This is the view from the entrance of the former POW Labour camp at Cultybraggan, near the village of Comrie, Perthshire. This would originally have been the compound for the British guards, and the white building in the distance was the detention blocks, or solitary.

Cultybraggan camp was built in 1941, and was designed as a maximum security camp for ‘Black’ (die-hard) Nazis. It was split into five compounds according to the prisoner’s branch of service, with an additional compound for officers. The camp gained a reputation for bullying and intimidation from these officers, and this culminated in the December 1944 murder of a prisoner wrongly suspected of being a British spy. Five Germans were tried and executed in 1945 for this murder, all 2000 officers were transferred to other camps in a single day, and the camp itself was disbanded in 1945.

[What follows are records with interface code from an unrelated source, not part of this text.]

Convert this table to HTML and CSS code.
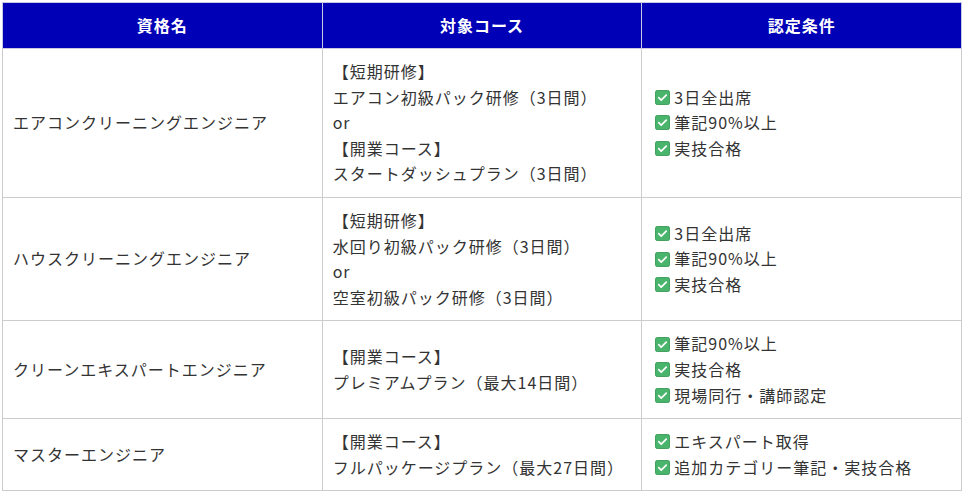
FILE: index.html
```html
<!DOCTYPE html>
<html lang="ja">
<head>
<meta charset="utf-8">
<title>資格一覧</title>
<link rel="stylesheet" href="styles.css">
</head>
<body>
<table class="qual">
  <thead>
    <tr><th>資格名</th><th>対象コース</th><th>認定条件</th></tr>
  </thead>
  <tbody>
    <tr>
      <td>エアコンクリーニングエンジニア</td>
      <td>【短期研修】<br>エアコン初級パック研修（3日間）<br>or<br>【開業コース】<br>スタートダッシュプラン（3日間）</td>
      <td>
        <div class="ck"><svg class="ic" viewBox="0 0 16 16"><rect x="0.5" y="0.5" width="15" height="15" rx="2" fill="#49b56c" stroke="#3a9a58"/><path d="M4 8.2l2.6 2.6L12 5.4" fill="none" stroke="#fff" stroke-width="1.8" stroke-linecap="round" stroke-linejoin="round"/></svg>3日全出席</div>
        <div class="ck"><svg class="ic" viewBox="0 0 16 16"><rect x="0.5" y="0.5" width="15" height="15" rx="2" fill="#49b56c" stroke="#3a9a58"/><path d="M4 8.2l2.6 2.6L12 5.4" fill="none" stroke="#fff" stroke-width="1.8" stroke-linecap="round" stroke-linejoin="round"/></svg>筆記90%以上</div>
        <div class="ck"><svg class="ic" viewBox="0 0 16 16"><rect x="0.5" y="0.5" width="15" height="15" rx="2" fill="#49b56c" stroke="#3a9a58"/><path d="M4 8.2l2.6 2.6L12 5.4" fill="none" stroke="#fff" stroke-width="1.8" stroke-linecap="round" stroke-linejoin="round"/></svg>実技合格</div>
      </td>
    </tr>
    <tr>
      <td>ハウスクリーニングエンジニア</td>
      <td>【短期研修】<br>水回り初級パック研修（3日間）<br>or<br>空室初級パック研修（3日間）</td>
      <td>
        <div class="ck"><svg class="ic" viewBox="0 0 16 16"><rect x="0.5" y="0.5" width="15" height="15" rx="2" fill="#49b56c" stroke="#3a9a58"/><path d="M4 8.2l2.6 2.6L12 5.4" fill="none" stroke="#fff" stroke-width="1.8" stroke-linecap="round" stroke-linejoin="round"/></svg>3日全出席</div>
        <div class="ck"><svg class="ic" viewBox="0 0 16 16"><rect x="0.5" y="0.5" width="15" height="15" rx="2" fill="#49b56c" stroke="#3a9a58"/><path d="M4 8.2l2.6 2.6L12 5.4" fill="none" stroke="#fff" stroke-width="1.8" stroke-linecap="round" stroke-linejoin="round"/></svg>筆記90%以上</div>
        <div class="ck"><svg class="ic" viewBox="0 0 16 16"><rect x="0.5" y="0.5" width="15" height="15" rx="2" fill="#49b56c" stroke="#3a9a58"/><path d="M4 8.2l2.6 2.6L12 5.4" fill="none" stroke="#fff" stroke-width="1.8" stroke-linecap="round" stroke-linejoin="round"/></svg>実技合格</div>
      </td>
    </tr>
    <tr>
      <td>クリーンエキスパートエンジニア</td>
      <td>【開業コース】<br>プレミアムプラン（最大14日間）</td>
      <td>
        <div class="ck"><svg class="ic" viewBox="0 0 16 16"><rect x="0.5" y="0.5" width="15" height="15" rx="2" fill="#49b56c" stroke="#3a9a58"/><path d="M4 8.2l2.6 2.6L12 5.4" fill="none" stroke="#fff" stroke-width="1.8" stroke-linecap="round" stroke-linejoin="round"/></svg>筆記90%以上</div>
        <div class="ck"><svg class="ic" viewBox="0 0 16 16"><rect x="0.5" y="0.5" width="15" height="15" rx="2" fill="#49b56c" stroke="#3a9a58"/><path d="M4 8.2l2.6 2.6L12 5.4" fill="none" stroke="#fff" stroke-width="1.8" stroke-linecap="round" stroke-linejoin="round"/></svg>実技合格</div>
        <div class="ck"><svg class="ic" viewBox="0 0 16 16"><rect x="0.5" y="0.5" width="15" height="15" rx="2" fill="#49b56c" stroke="#3a9a58"/><path d="M4 8.2l2.6 2.6L12 5.4" fill="none" stroke="#fff" stroke-width="1.8" stroke-linecap="round" stroke-linejoin="round"/></svg>現場同行・講師認定</div>
      </td>
    </tr>
    <tr>
      <td>マスターエンジニア</td>
      <td>【開業コース】<br>フルパッケージプラン（最大27日間）</td>
      <td>
        <div class="ck"><svg class="ic" viewBox="0 0 16 16"><rect x="0.5" y="0.5" width="15" height="15" rx="2" fill="#49b56c" stroke="#3a9a58"/><path d="M4 8.2l2.6 2.6L12 5.4" fill="none" stroke="#fff" stroke-width="1.8" stroke-linecap="round" stroke-linejoin="round"/></svg>エキスパート取得</div>
        <div class="ck"><svg class="ic" viewBox="0 0 16 16"><rect x="0.5" y="0.5" width="15" height="15" rx="2" fill="#49b56c" stroke="#3a9a58"/><path d="M4 8.2l2.6 2.6L12 5.4" fill="none" stroke="#fff" stroke-width="1.8" stroke-linecap="round" stroke-linejoin="round"/></svg>追加カテゴリー筆記・実技合格</div>
      </td>
    </tr>
  </tbody>
</table>
</body>
</html>
```

FILE: styles.css
```css
html, body {
  margin: 0;
  padding: 0;
  background: #fff;
}
body {
  padding: 2px;
  font-family: "Noto Sans CJK JP", "Noto Sans", sans-serif;
  font-size: 16px;
  color: #333;
}
.qual {
  width: 960px;
  border-collapse: collapse;
  table-layout: fixed;
}
.qual th,
.qual td {
  border: 1px solid #cccccc;
  line-height: 1.6;
  vertical-align: middle;
  text-align: left;
  padding: 10px;
  letter-spacing: 1px;
}
.qual th {
  background: #0000b7;
  color: #fff;
  font-weight: bold;
  text-align: center;
  border-color: #c8c8e0;
  line-height: 25px;
}
.ck {
  display: flex;
  align-items: center;
}
.ic {
  width: 15px;
  height: 15px;
  margin: 0 4px 0 3px;
  flex: none;
}
```
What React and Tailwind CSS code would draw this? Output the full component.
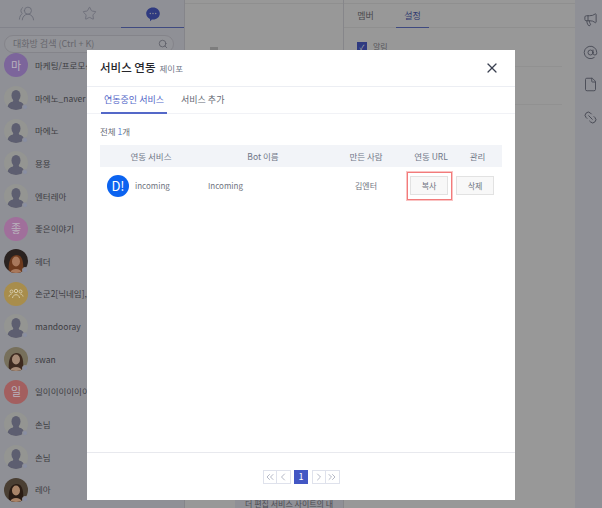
import React from "react";
import {
  AtSign,
  ChevronLeft,
  ChevronRight,
  ChevronsLeft,
  ChevronsRight,
  File,
  Link2,
  Megaphone,
  Search,
  Star,
  UsersRound,
  X,
} from "lucide-react";

function Guest() {
  return (
    <div className="relative w-6 h-6 shrink-0">
      <svg viewBox="0 0 24 24" className="w-6 h-6 rounded-full bg-[#949592]">
        <ellipse cx="12" cy="9.500" rx="4.500" ry="5.500" fill="#5d5e70" />
        <path d="M9.500 13h5l.5 2.500c3.500.8 5 2.500 5.500 5.500-2 2-5 3-8.500 3s-6.500-1-8.500-3c.5-3 2-4.700 5.500-5.500z" fill="#5d5e70" />
      </svg>
      <Dot />
    </div>
  );
}

function Dot() {
  return <span className="absolute right-0 bottom-0 w-[6px] h-[6px] rounded-full bg-[#8a8fa3] border border-[#8f9096]" />;
}

function Letter({ bg, children }) {
  return (
    <div className={`w-6 h-6 shrink-0 rounded-full flex items-center justify-center text-[11px] text-[#b9b3bd] ${bg}`}>
      {children}
    </div>
  );
}

function Photo({ bg, hair, skin }) {
  return (
    <div className="relative w-6 h-6 shrink-0">
      <svg viewBox="0 0 24 24" className={`w-6 h-6 rounded-full ${bg}`}>
        <path d="M5 24c-1-8 0-17 7-18s8 9 7 18z" fill={hair} />
        <ellipse cx="12" cy="12.500" rx="4" ry="5" fill={skin} />
        <path d="M6 24c1-3 3-4 6-4s5 1 6 4z" fill={skin} />
      </svg>
      <Dot />
    </div>
  );
}

function GroupAvatar() {
  return (
    <div className="w-6 h-6 shrink-0 rounded-full bg-[#a88d4c] flex items-center justify-center">
      <svg viewBox="0 0 16 16" className="w-4 h-4" fill="none" stroke="#d6cba8" strokeWidth="1">
        <circle cx="3.500" cy="5.500" r="1.500" />
        <circle cx="8" cy="5" r="1.700" />
        <circle cx="12.500" cy="5.500" r="1.500" />
        <path d="M1 10.500c.3-1.500 1.200-2.300 2.500-2.300" />
        <path d="M15 10.500c-.3-1.500-1.200-2.300-2.500-2.300" />
        <path d="M4.500 12c.3-2 1.600-3.300 3.500-3.300s3.200 1.300 3.500 3.300" />
      </svg>
    </div>
  );
}

const rooms = [
  { name: "마케팅/프로모션", avatar: <Letter bg="bg-[#7c659b]">마</Letter> },
  { name: "마에노_naver", avatar: <Guest /> },
  { name: "마에노", avatar: <Guest /> },
  { name: "용용", avatar: <Guest /> },
  { name: "엔터레아", avatar: <Guest /> },
  { name: "좋은이야기", avatar: <Letter bg="bg-[#a06f9b]">좋</Letter> },
  { name: "헤더", avatar: <Photo bg="bg-[#2a2220]" hair="#6d3a1e" skin="#a8785c" /> },
  { name: "손군2[닉네임],", avatar: <GroupAvatar /> },
  { name: "mandooray", avatar: <Guest /> },
  { name: "swan", avatar: <Photo bg="bg-[#77705c]" hair="#3d2a20" skin="#a58a76" /> },
  { name: "일이이이이이이", avatar: <Letter bg="bg-[#a35f5f]">일</Letter> },
  { name: "손님", avatar: <Guest /> },
  { name: "손님", avatar: <Guest /> },
  { name: "레아", avatar: <Photo bg="bg-[#4a3f33]" hair="#2a1c14" skin="#a98468" /> },
];

function Sidebar() {
  return (
    <aside className="w-[185px] shrink-0 h-full border-r border-[#85858a] bg-[#8f9096] flex flex-col">
      <div className="h-[28px] shrink-0 flex border-b border-[#82838b]">
        <div className="w-[52px] flex items-center justify-center">
          <UsersRound size={17} color="#6b6d78" strokeWidth={1.3} className="-scale-x-100" />
        </div>
        <div className="w-[69px] pl-[5px] flex items-center justify-center">
          <Star size={15} color="#6b6d78" strokeWidth={1.4} />
        </div>
        <div className="w-[63px] -mb-px border-b border-[#3f4a80] flex items-center justify-center">
          <svg viewBox="0 0 16 16" className="w-[16px] h-[16px]">
            <path d="M8 1.500c3.800 0 6.800 2.700 6.800 6 0 3.400-3 6-6.800 6-.4 0-.8 0-1.100-.1L5 15.200v-2.300C2.800 11.900 1.200 9.900 1.200 7.500c0-3.300 3-6 6.800-6z" fill="#2f3a80" />
            <circle cx="5.300" cy="7.500" r=".7" fill="#8f9096" />
            <circle cx="8" cy="7.500" r=".7" fill="#8f9096" />
            <circle cx="10.700" cy="7.500" r=".7" fill="#8f9096" />
          </svg>
        </div>
      </div>
      <div className="mx-1 mt-[7px] h-[18px] w-[170px] shrink-0 rounded-full border border-[#84848a] bg-[#929398] flex items-center justify-between pl-2 pr-[5px]">
        <span className="text-[9px] text-[#66666c]">대화방 검색 (Ctrl + K)</span>
        <Search size={10} color="#5c5d66" />
      </div>
      <div className="flex-1 overflow-hidden">
        <ul className="-mt-[4px]">
          {rooms.map((room, i) => (
            <li key={i} className="h-[32.65px] pl-1 flex items-center gap-[7px]">
              {room.avatar}
              <span className="text-[8.500px] text-[#3d3d42] whitespace-nowrap">{room.name}</span>
            </li>
          ))}
        </ul>
      </div>
    </aside>
  );
}

function ChatArea() {
  return (
    <main className="flex-1 h-full flex flex-col justify-between">
      <div className="mt-[3px] border-t border-[#8f8f8f] pt-[43px] pl-[25px] flex items-center gap-[20px]">
        <span className="w-[8px] h-[6px] bg-[#7d7d7d]" />
        <span className="text-[8px] leading-[6px] text-[#777]">· · ·</span>
      </div>
      <div className="h-[12px] flex">
        <div className="w-[50px] pl-[20px]">
          <span className="block w-[9px] h-[3px] mt-[1px] bg-[#3a2a2a]" />
        </div>
        <div className="flex-1 bg-[#8f9096] pl-[10px] pt-[4px] text-[8px] leading-[8px] text-[#4b4b52] whitespace-nowrap overflow-hidden">
          더 편집 서비스 사이트의 내
        </div>
      </div>
    </main>
  );
}

function SidePanel() {
  return (
    <section className="w-[232px] shrink-0 h-full border-l border-[#86868a] bg-[#989898]">
      <div className="mt-[3px] border-t border-b border-[#8f8f8f] h-[25px] flex pl-[5px]">
        <div className="w-[33px] h-full flex items-center justify-center text-[9px] text-[#4a4a4e]">멤버</div>
        <div className="ml-[14px] w-[33px] h-full box-content border-b border-[#3f4a80] flex items-center justify-center text-[9px] text-[#303870]">설정</div>
      </div>
      <div className="mx-[13px] h-[39px] border-b border-[#919191] pt-[14px] flex items-start gap-[6px] text-[8px] leading-[10px] text-[#55555a]">
        <span className="w-[10px] h-[10px] bg-[#2f3a80] flex items-center justify-center text-[7px] leading-none text-[#aaa]">✓</span>
        알림
      </div>
      <div className="mx-[13px] h-[38px] border-b border-[#919191]" />
    </section>
  );
}

function Rail() {
  return (
    <nav className="w-[27px] shrink-0 h-full bg-[#8f9096] flex flex-col items-center pt-[12px] pl-[4px] gap-[17.500px]">
      <Megaphone size={15} color="#4a4c56" strokeWidth={1.5} />
      <AtSign size={15} color="#4a4c56" strokeWidth={1.5} />
      <File size={15} color="#4a4c56" strokeWidth={1.5} />
      <Link2 size={15} color="#4a4c56" strokeWidth={1.5} className="rotate-45" />
    </nav>
  );
}

function PageButton({ children, className = "" }) {
  return (
    <span className={`w-[14.500px] h-[14px] border border-[#dfe2ec] flex items-center justify-center ${className}`}>
      {children}
    </span>
  );
}

function Modal() {
  return (
    <div className="absolute left-[87px] top-[50px] w-[428px] h-[450px] bg-white flex flex-col">
      <header className="h-[37px] shrink-0 border-b border-[#eceef3] flex items-center justify-between pl-[13px] pr-[15px]">
        <div className="flex items-baseline gap-1">
          <span className="text-[11.500px] font-medium text-[#26262b]">서비스 연동</span>
          <span className="text-[8.500px] text-[#6f7687]">제이포</span>
        </div>
        <X size={16} color="#3a4050" strokeWidth={1.8} />
      </header>
      <div className="h-[27px] shrink-0 border-b border-[#f1f2f6] flex pl-[14px] text-[9px]">
        <div className="w-[66px] -mb-px border-b-2 border-[#5468c8] flex items-center justify-center text-[#5468c8]">
          연동중인 서비스
        </div>
        <div className="ml-[14px] flex items-center text-[#666b75]">서비스 추가</div>
      </div>
      <div className="flex-1 px-[13px]">
        <p className="mt-[11px] h-[13px] flex items-center text-[8.500px] text-[#666b75]">
          전체&nbsp;<span className="text-[#5b8be0]">1</span>개
        </p>
        <div className="mt-[7px] h-[22px] bg-[#f2f4f8] grid grid-cols-[102px_122px_84px_46px_47px] items-center text-center text-[8.500px] text-[#6f7687]">
          <span>연동 서비스</span>
          <span>Bot 이름</span>
          <span>만든 사람</span>
          <span>연동 URL</span>
          <span>관리</span>
        </div>
        <div className="h-[37px] grid grid-cols-[102px_122px_84px_46px_47px] items-center text-[8px] text-[#6f7480]">
          <div className="flex items-center gap-[6px] pl-[7px]">
            <span className="w-[22px] h-[22px] rounded-full bg-[#0b63f0] flex items-center justify-center text-[13px] text-white">D!</span>
            incoming
          </div>
          <span className="pl-[6px]">Incoming</span>
          <span className="text-center">김엔터</span>
          <div className="relative ml-[2px] flex">
            <span className="w-[38px] h-[19px] bg-[#f8f8f8] border border-[#e2e2e2] flex items-center justify-center">복사</span>
            <span className="absolute -left-[3px] -top-[4px] w-[45px] h-[28px] border border-[#f27b7b] ring-1 ring-[#fac4c4]" />
          </div>
          <div className="flex pl-[2px]">
            <span className="w-[38px] h-[19px] bg-[#f8f8f8] border border-[#e2e2e2] flex items-center justify-center">삭제</span>
          </div>
        </div>
      </div>
      <footer className="h-[48px] shrink-0 border-t border-[#e8e9ee] flex items-center justify-center">
        <PageButton><ChevronsLeft size={12} color="#b4b8c6" /></PageButton>
        <PageButton className="-ml-px"><ChevronLeft size={12} color="#b4b8c6" /></PageButton>
        <span className="mx-[3.500px] w-[14px] h-[14px] bg-[#4357c4] flex items-center justify-center text-[9px] text-white">1</span>
        <PageButton><ChevronRight size={12} color="#b4b8c6" /></PageButton>
        <PageButton className="-ml-px"><ChevronsRight size={12} color="#b4b8c6" /></PageButton>
      </footer>
    </div>
  );
}

export default function App() {
  return (
    <div className="relative w-[602px] h-[508px] overflow-hidden flex bg-[#989898] font-['Noto_Sans_CJK_KR','Noto_Sans',sans-serif]">
      <Sidebar />
      <ChatArea />
      <SidePanel />
      <Rail />
      <Modal />
    </div>
  );
}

Because it lies in 2000 acres of hills and moors, the army retained the camp post-war as a battalion-sized fieldcraft training centre for the Territorial Army (British Army reservists). In the 1970s, the western part of the camp, which included the buildings associated with the 1944 murder, were demolished and replaced by a firing range. The camp was downgraded to a company-sized facility at the same time.

Relinquished by the MoD in 2004, it now lies empty. A committee has been formed by citizens from the local village who exercised their right to buy part of the camp, and plans mooted include industrial units and perhaps a military museum. Timeshare properties will be built on other parts of the site.

The first five photographs are all of buildings in the British guards’compound.

The next two shots are of the camp chapel, which sits next to the main gate. It is one of many surviving original 16 foot span Nissen huts from WW2.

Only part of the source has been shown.